[START Input data]
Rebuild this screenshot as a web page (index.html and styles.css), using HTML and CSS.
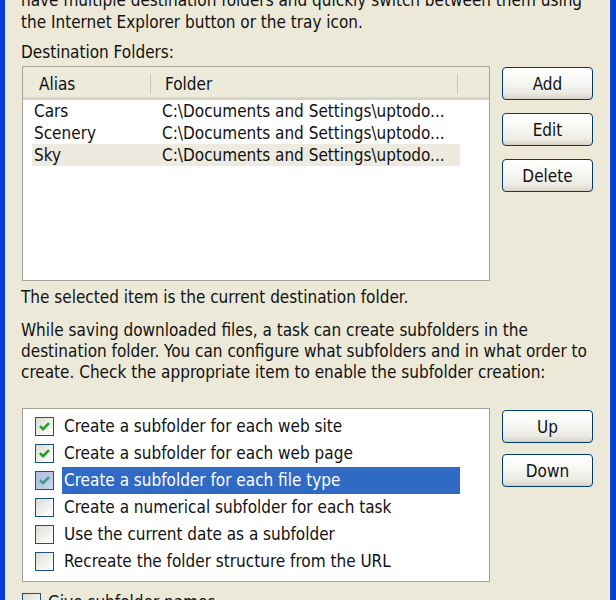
FILE: index.html
```html
<!DOCTYPE html>
<html lang="en">
<head>
<meta charset="utf-8">
<title>Subfolders</title>
<link rel="stylesheet" href="styles.css">
</head>
<body>
<div class="window">
  <div class="content">
    <p class="intro">have multiple destination folders and quickly switch between them using<br>the Internet Explorer button or the tray icon.</p>
    <p class="label">Destination Folders:</p>
    <div class="row row-dest">
      <div class="listview">
        <div class="lv-header">
          <div class="hcell hcol1">Alias</div>
          <div class="hcell hcol2">Folder</div>
        </div>
        <div class="lv-row">
          <div class="cell col1">Cars</div>
          <div class="cell col2">C:\Documents and Settings\uptodo...</div>
        </div>
        <div class="lv-row">
          <div class="cell col1">Scenery</div>
          <div class="cell col2">C:\Documents and Settings\uptodo...</div>
        </div>
        <div class="lv-row lv-selected">
          <div class="cell col1">Sky</div>
          <div class="cell col2">C:\Documents and Settings\uptodo...</div>
        </div>
      </div>
      <div class="buttons">
        <button class="btn" type="button">Add</button>
        <button class="btn" type="button">Edit</button>
        <button class="btn" type="button">Delete</button>
      </div>
    </div>
    <p class="note">The selected item is the current destination folder.</p>
    <p class="para">While saving downloaded files, a task can create subfolders in the<br>destination folder. You can configure what subfolders and in what order to<br>create. Check the appropriate item to enable the subfolder creation:</p>
    <div class="row row-sub">
      <div class="checklist">
        <div class="ck-row">
          <span class="box checked"><svg viewBox="0 0 19 19" width="19" height="19"><path d="M5 9.2 L8 12.2 L14 6.2" fill="none" stroke="#21a121" stroke-width="2.6"/></svg></span>
          <span class="ck-label">Create a subfolder for each web site</span>
        </div>
        <div class="ck-row">
          <span class="box checked"><svg viewBox="0 0 19 19" width="19" height="19"><path d="M5 9.2 L8 12.2 L14 6.2" fill="none" stroke="#21a121" stroke-width="2.6"/></svg></span>
          <span class="ck-label">Create a subfolder for each web page</span>
        </div>
        <div class="ck-row">
          <span class="box checked hot"><svg viewBox="0 0 19 19" width="19" height="19"><path d="M5 9.2 L8 12.2 L14 6.2" fill="none" stroke="#3f9a8a" stroke-width="2.6"/></svg></span>
          <span class="ck-label ck-selected">Create a subfolder for each file type</span>
        </div>
        <div class="ck-row">
          <span class="box"></span>
          <span class="ck-label">Create a numerical subfolder for each task</span>
        </div>
        <div class="ck-row">
          <span class="box"></span>
          <span class="ck-label">Use the current date as a subfolder</span>
        </div>
        <div class="ck-row">
          <span class="box"></span>
          <span class="ck-label">Recreate the folder structure from the URL</span>
        </div>
      </div>
      <div class="buttons buttons-sub">
        <button class="btn" type="button">Up</button>
        <button class="btn" type="button">Down</button>
      </div>
    </div>
    <div class="bottom-check">
      <span class="box"></span>
      <span class="bottom-label">Give subfolder names</span>
    </div>
  </div>
</div>
</body>
</html>
```
FILE: styles.css
```css
html, body {
  margin: 0;
  padding: 0;
  background: #ece9d8;
}

.window {
  height: 600px;
  overflow: hidden;
  box-sizing: border-box;
  background: #ece9d8;
  border-left: 5px solid #0a3fd6;
  border-right: 6px solid #0a3fd6;
  box-shadow: inset -1px 0 0 #f6f5ee;
  font-family: "DejaVu Sans Condensed", "DejaVu Sans", sans-serif;
  font-size: 17px;
  color: #111;
}

.content {
  padding-left: 16px;
}

p {
  margin: 0;
}

.intro {
  margin-top: -11px;
  line-height: 22px;
}

.label {
  margin-top: 8px;
  line-height: 22px;
}

.row {
  display: flex;
  gap: 12px;
}

.row-dest {
  margin-top: 3px;
  margin-left: 1px;
}

.listview {
  width: 468px;
  height: 215px;
  box-sizing: border-box;
  border: 1px solid #a3a39c;
  background: #fff;
}

.lv-header {
  display: flex;
  height: 33px;
  box-sizing: border-box;
  padding-top: 3px;
  background: #ebeadb;
  border-bottom: 3px solid #d9d5c5;
  align-items: center;
}

.hcell {
  height: 100%;
  display: flex;
  align-items: center;
  box-sizing: border-box;
}

.hcol1 {
  width: 128px;
  padding-left: 16px;
  background: linear-gradient(#c9c6b4, #c9c6b4) right center / 1px 20px no-repeat;
}

.hcol2 {
  width: 307px;
  padding-left: 14px;
  background: linear-gradient(#c9c6b4, #c9c6b4) right center / 1px 20px no-repeat;
}

.lv-row {
  display: flex;
  height: 22px;
  align-items: center;
  margin-left: 9px;
  width: 428px;
}

.lv-selected {
  background: #edebe0;
}

.cell {
  line-height: 22px;
  white-space: nowrap;
  box-sizing: border-box;
}

.col1 {
  width: 119px;
  padding-left: 2px;
}

.col2 {
  padding-left: 11px;
}

.buttons {
  display: flex;
  flex-direction: column;
  gap: 13px;
  padding-top: 1px;
}

.buttons-sub {
  gap: 11px;
  padding-top: 2px;
}

.btn {
  width: 91px;
  height: 33px;
  box-sizing: border-box;
  border: 1px solid #003c74;
  border-radius: 4px;
  background: linear-gradient(#ffffff 0%, #f7f7f3 45%, #ecebe4 80%, #d8d4c8 100%);
  font-family: inherit;
  font-size: 17px;
  color: #111;
  padding: 0;
  box-shadow: inset 0 -1px 0 #d6d0c5;
}

.note {
  margin-top: 5px;
  line-height: 22px;
}

.para {
  margin-top: 12px;
  line-height: 21px;
}

.row-sub {
  margin-top: 25px;
  margin-left: 1px;
}

.checklist {
  width: 468px;
  height: 174px;
  box-sizing: border-box;
  border: 1px solid #a3a39c;
  background: #fff;
  padding-top: 4px;
}

.ck-row {
  display: flex;
  align-items: center;
  height: 27px;
}

.box {
  width: 19px;
  height: 19px;
  box-sizing: border-box;
  border: 1px solid #1c5180;
  background: linear-gradient(135deg, #dcdcd7 0%, #f2f2ee 60%, #ffffff 100%);
  display: flex;
  align-items: center;
  justify-content: center;
  flex: none;
}

.box svg {
  display: block;
  margin: -1px;
}

.checklist .box {
  margin-left: 12px;
  margin-right: 8px;
}

.box.hot {
  background: linear-gradient(135deg, #a9bedf 0%, #bccbe5 60%, #cfd9ec 100%);
}

.ck-label {
  width: 398px;
  height: 27px;
  line-height: 27px;
  padding-left: 2px;
  box-sizing: border-box;
  white-space: nowrap;
}

.ck-selected {
  background: #316ac5;
  color: #fff;
}

.bottom-check {
  margin-top: 9px;
  margin-left: 1px;
  display: flex;
  align-items: center;
  gap: 7px;
  height: 22px;
}

.bottom-label {
  line-height: 22px;
}
```
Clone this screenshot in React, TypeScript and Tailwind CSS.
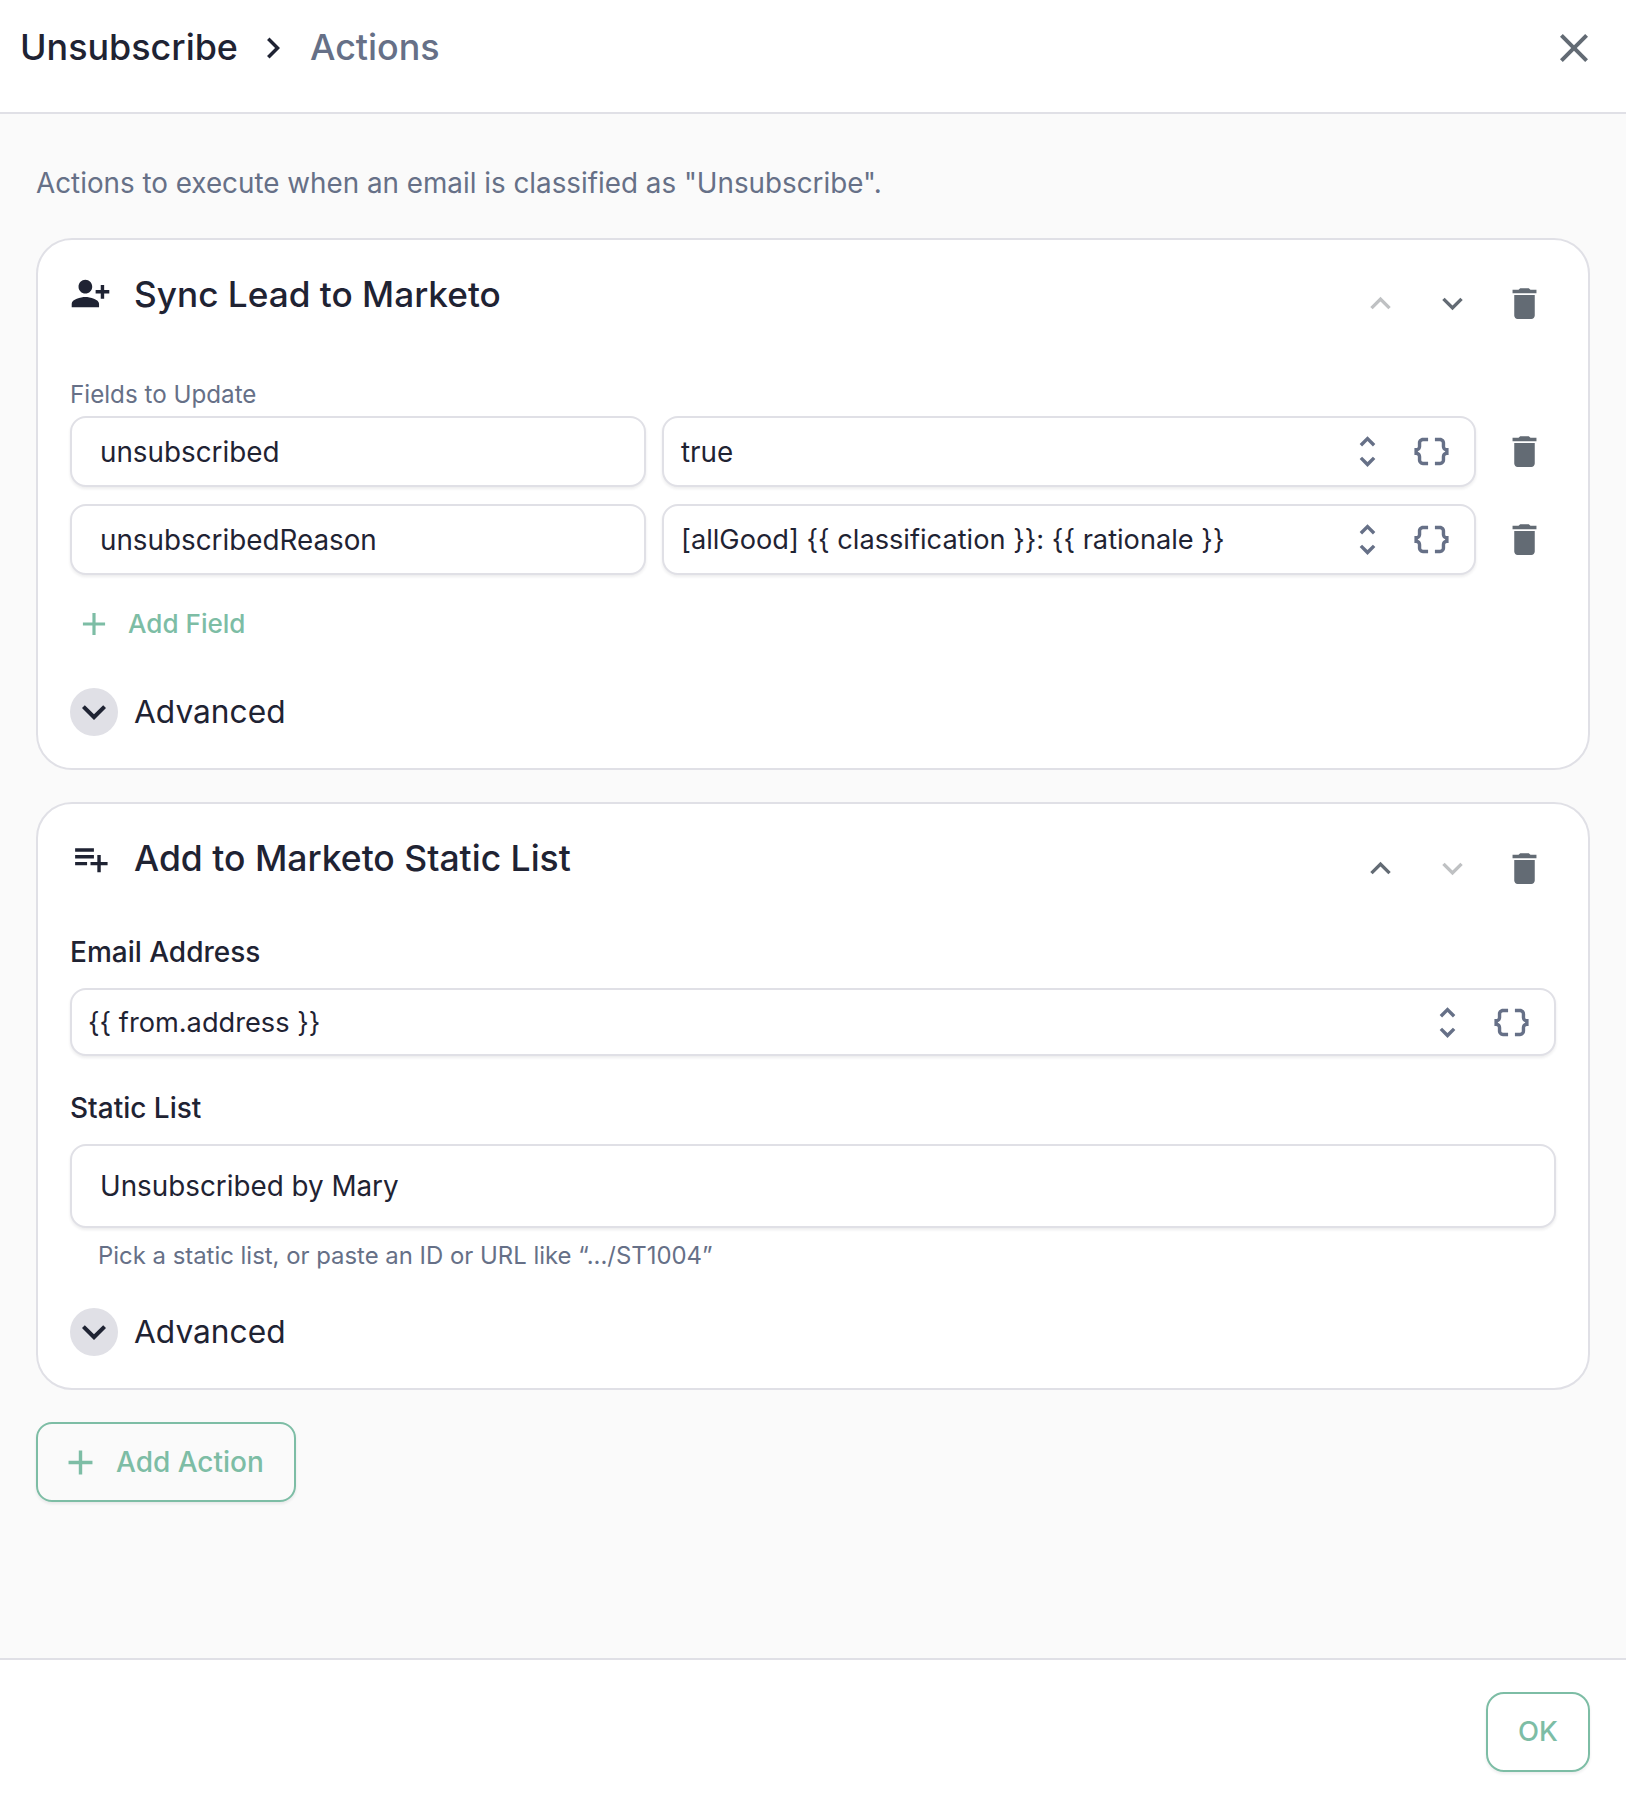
import React from 'react';

const paths = {
  close: 'M19 6.41 17.59 5 12 10.59 6.41 5 5 6.41 10.59 12 5 17.59 6.41 19 12 13.41 17.59 19 19 17.59 13.41 12z',
  right: 'M10 6 8.59 7.41 13.17 12l-4.58 4.59L10 18l6-6z',
  up: 'M7.41 15.41 12 10.83l4.59 4.58L18 14l-6-6-6 6z',
  down: 'M7.41 8.59 12 13.17l4.59-4.58L18 10l-6 6-6-6 1.41-1.41z',
  trash: 'M6 19c0 1.1.9 2 2 2h8c1.1 0 2-.9 2-2V7H6v12zM19 4h-3.5l-1-1h-5l-1 1H5v2h14V4z',
  unfold: 'M12 5.83 15.17 9l1.41-1.41L12 3 7.41 7.59 8.83 9 12 5.83zm0 12.34L8.83 15l-1.41 1.41L12 21l4.59-4.59L15.17 15 12 18.17z',
  braces:
    'M4 7v2c0 .55-.45 1-1 1H2v4h1c.55 0 1 .45 1 1v2c0 1.65 1.35 3 3 3h3v-2H7c-.55 0-1-.45-1-1v-2c0-1.3-.84-2.42-2-2.83v-.34C5.16 11.42 6 10.3 6 9V7c0-.55.45-1 1-1h3V4H7C5.35 4 4 5.35 4 7zm17 3c-.55 0-1-.45-1-1V7c0-1.65-1.35-3-3-3h-3v2h3c.55 0 1 .45 1 1v2c0 1.3.84 2.42 2 2.83v.34c-1.16.41-2 1.52-2 2.83v2c0 .55-.45 1-1 1h-3v2h3c1.65 0 3-1.35 3-3v-2c0-.55.45-1 1-1h1v-4h-1z',
  person: 'M15 12c2.21 0 4-1.79 4-4s-1.79-4-4-4-4 1.79-4 4 1.79 4 4 4zm-9-2V7H4v3H1v2h3v3h2v-3h3v-2H6zm9 4c-2.67 0-8 1.34-8 4v2h16v-2c0-2.66-5.33-4-8-4z',
  playlist: 'M14 10H3v2h11v-2zm0-4H3v2h11V6zm4 8v-4h-2v4h-4v2h4v4h2v-4h4v-2h-4zM3 16h7v-2H3v2z',
  plus: 'M19 13h-6v6h-2v-6H5v-2h6V5h2v6h6v2z',
};

const Icon: React.FC<{ d: string; className: string }> = ({ d, className }) => (
  <svg viewBox="0 0 24 24" fill="currentColor" className={`shrink-0 ${className}`}>
    <path d={d} />
  </svg>
);

const MoveButtons: React.FC<{ upOff?: boolean; downOff?: boolean }> = ({ upOff, downOff }) => (
  <div className="flex items-center mt-[15px] mr-[11px] gap-[31px]">
    <Icon d={paths.up} className={`w-[41px] h-[41px] ${upOff ? 'text-[#bfc1c3]' : 'text-[#636b74]'}`} />
    <Icon d={paths.down} className={`w-[41px] h-[41px] ${downOff ? 'text-[#bfc1c3]' : 'text-[#636b74]'}`} />
    <Icon d={paths.trash} className="w-[41px] h-[41px] text-[#636b74]" />
  </div>
);

const VarIcons = () => (
  <div className="flex items-center gap-[23px] text-[#667087]">
    <Icon d={paths.unfold} className="w-[41px] h-[41px]" />
    <Icon d={paths.braces} className="w-[41px] h-[41px]" />
  </div>
);

const inputBox = 'bg-white border-2 border-[#e0e0e6] rounded-[16px] shadow-[0_2px_3px_rgba(20,20,40,0.08)] flex items-center';

const FieldRow: React.FC<{ name: string; value: string; small?: boolean }> = ({ name, value, small }) => (
  <div className="flex h-[71px]">
    <div className={`${inputBox} w-[576px] pl-[28px]`}>
      <span className="mt-[2px]">{name}</span>
    </div>
    <div className={`${inputBox} flex-1 ml-[16px] pl-[17px] pr-[22px] justify-between`}>
      <span className={small ? 'mt-[2px] text-[27.2px]' : 'mt-[2px]'}>{value}</span>
      <VarIcons />
    </div>
    <div className="w-[80px] flex items-center justify-end pr-[11px]">
      <Icon d={paths.trash} className="w-[41px] h-[41px] text-[#636b74]" />
    </div>
  </div>
);

const Advanced = () => (
  <div className="flex items-center h-[48px] gap-[16px]">
    <div className="w-[48px] h-[48px] rounded-full bg-[#e0e0e6] flex items-center justify-center">
      <Icon d={paths.down} className="w-[48px] h-[48px] text-[#1f2333]" />
    </div>
    <span className="text-[31.7px]">Advanced</span>
  </div>
);

export default function App() {
  return (
    <div className="w-[1626px] h-[1794px] flex flex-col bg-[#fafafa] text-[#1f2333] text-[27.8px] font-['Inter',sans-serif]">
      <header className="h-[114px] shrink-0 bg-white border-b-2 border-[#e0e0e6] flex items-center justify-between pl-[20px] pr-[28px] pb-[16px]">
        <div className="flex items-center text-[35.9px] font-medium">
          <span>Unsubscribe</span>
          <Icon d={paths.right} className="w-[42px] h-[42px] ml-[14px] mr-[16px] text-[#1f2333]" />
          <span className="text-[#667087]">Actions</span>
        </div>
        <Icon d={paths.close} className="w-[48px] h-[48px] text-[#636b74]" />
      </header>

      <main className="flex-1 px-[36px] pt-[48px]">
        <p className="h-[42px] leading-[43px] text-[#667087] mb-[34px]">
          Actions to execute when an email is classified as "Unsubscribe".
        </p>

        <section className="bg-white border-2 border-[#e0e0e6] rounded-[36px] px-[32px] pt-[28px] pb-[32px]">
          <div className="flex items-start justify-between">
            <div className="flex items-center h-[50px]">
              <Icon d={paths.person} className="w-[41px] h-[41px] -scale-x-100 mr-[23px]" />
              <h2 className="mt-[2px] text-[35.2px] font-medium">Sync Lead to Marketo</h2>
            </div>
            <MoveButtons upOff />
          </div>

          <div className="mt-[57px] h-[28px] leading-[28px] text-[24.2px] text-[#667087] mb-[7px]">Fields to Update</div>
          <div className="flex flex-col gap-[17px]">
            <FieldRow name="unsubscribed" value="true" />
            <FieldRow name="unsubscribedReason" value="[allGood] {{ classification }}: {{ rationale }}" small />
          </div>

          <div className="flex items-center h-[40px] mt-[29px] text-[#7dbda5]">
            <Icon d={paths.plus} className="w-[38px] h-[38px] ml-[5px] mr-[15px]" />
            <span className="font-medium text-[26.1px]">Add Field</span>
          </div>

          <div className="mt-[44px]">
            <Advanced />
          </div>
        </section>

        <section className="mt-[32px] bg-white border-2 border-[#e0e0e6] rounded-[36px] px-[32px] pt-[29px] pb-[32px]">
          <div className="flex items-start justify-between">
            <div className="flex items-center h-[50px]">
              <Icon d={paths.playlist} className="w-[41px] h-[41px] mr-[23px]" />
              <h2 className="mt-[2px] text-[35.5px] font-medium">Add to Marketo Static List</h2>
            </div>
            <MoveButtons downOff />
          </div>

          <label className="block mt-[47px] h-[32px] leading-[32px] font-medium text-[28px]">Email Address</label>
          <div className={`${inputBox} mt-[20px] h-[68px] pl-[16px] pr-[22px] justify-between`}>
            <span className="mt-[2px] text-[27.2px]">{'{{ from.address }}'}</span>
            <VarIcons />
          </div>

          <label className="block mt-[36px] h-[32px] leading-[32px] font-medium text-[28px]">Static List</label>
          <div className={`${inputBox} mt-[20px] h-[84px] pl-[28px]`}>
            <span className="mt-[2px]">Unsubscribed by Mary</span>
          </div>
          <div className="mt-[14px] h-[28px] leading-[28px] pl-[28px] text-[23.9px] text-[#667087]">
            Pick a static list, or paste an ID or URL like “.../ST1004”
          </div>

          <div className="mt-[38px]">
            <Advanced />
          </div>
        </section>

        <button className="mt-[32px] w-[260px] h-[80px] border-2 border-[#7dbda5] rounded-[16px] shadow-[0_2px_3px_rgba(20,20,40,0.08)] flex items-center pl-[22px] text-[#7dbda5] font-medium text-[28px]">
          <Icon d={paths.plus} className="w-[41px] h-[41px] mr-[15px]" />
          Add Action
        </button>
      </main>

      <footer className="h-[136px] shrink-0 bg-white border-t-2 border-[#e0e0e6] flex justify-end pt-[32px] pr-[36px]">
        <button className="w-[104px] h-[80px] border-2 border-[#7dbda5] rounded-[18px] shadow-[0_2px_3px_rgba(20,20,40,0.08)] text-[#7dbda5] font-medium text-[27.4px]">
          OK
        </button>
      </footer>
    </div>
  );
}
[END Input data]
# Direction
Pictures do not belong in the copy. Reproduce exactly the lines from the one with "Clone this screenshot" to the one with "import React from 'react';", both lines included.

# Output
Clone this screenshot in React, TypeScript and Tailwind CSS.
import React from 'react';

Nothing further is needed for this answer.